I'm not quite sure what this thread is about. Is there a question? Are we just discussing? Well, I suppose it doesn't matter in the end. Ummmmm..... Well, I don't read much dark fantasy, but some of the stuff the original poster talked about seemed more metal than dark to me. When I think of Dark Fantasy I think of despair, and hardship. I think of a world where humanity isn't the alpha species, not anywhere close. A world where it takes guts and determination just to survive. Personally, I think that to achieve that feel, sometimes less is more. A single human sacrifice done in the dead of night that no one talks about the next day, made to ensure good harvests seems darker to me than some death metal church or something. Well, that's just my opinion.


----------



## Feo Takahari (Sep 16, 2013)

I suppose we can make a three-way division. 

There's dark fantasy, which has a lot of magic and strong elements of horror. Humanity is, as Queshire points out, completely outgunned by the things in the shadows, and the people who have the best chance of competing are often so hopped up on dark magic that they barely qualify as human themselves. Survival in such a setting requires a great many sacrifices, some of them literal.
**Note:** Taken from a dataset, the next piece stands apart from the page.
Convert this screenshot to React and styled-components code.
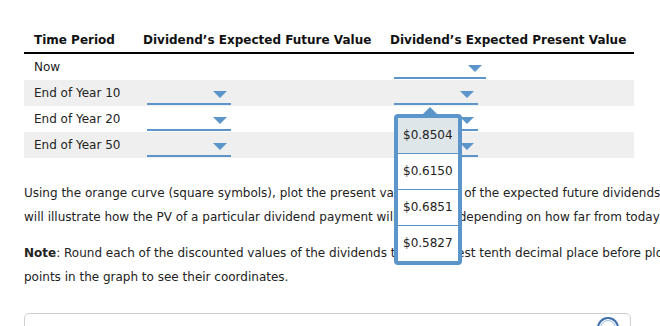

There's low fantasy, which puts magic outside people's daily experiences. Conflict is typically between groups of normal humans, with a few mages playing their games of power in the background. There's often an emphasis on human greed and corruption, but there's still room for acts of small heroism.

Then there's fantasy that throws more and more sex and blood at you in the hopes of finally finding something you're not desensitized to. Richard K. Morgan, the self-appointed trailblazer of the subgenre, refers to it as "f**k fantasy" (asterisks mine, not his), and seems to think it's the wave of the future. Morgan, at least, is pretty good at making sex and violence feel like a natural and necessary part of his worlds, but most of the other authors I've seen try to do the same thing haven't been able to pull it off properly.

P.S. There is such a thing as metal fantasy, although it's not a full genre. _Brutal Legend_ combines the metal tradition with the heroic fantasy genre, with pretty good results.


----------



## Svrtnsse (Sep 16, 2013)

Queshire said:


> Personally, I think that to achieve that feel, sometimes less is more. A single human sacrifice done in the dead of night that no one talks about the next day, made to ensure good harvests seems darker to me than some death metal church or something. Well, that's just my opinion.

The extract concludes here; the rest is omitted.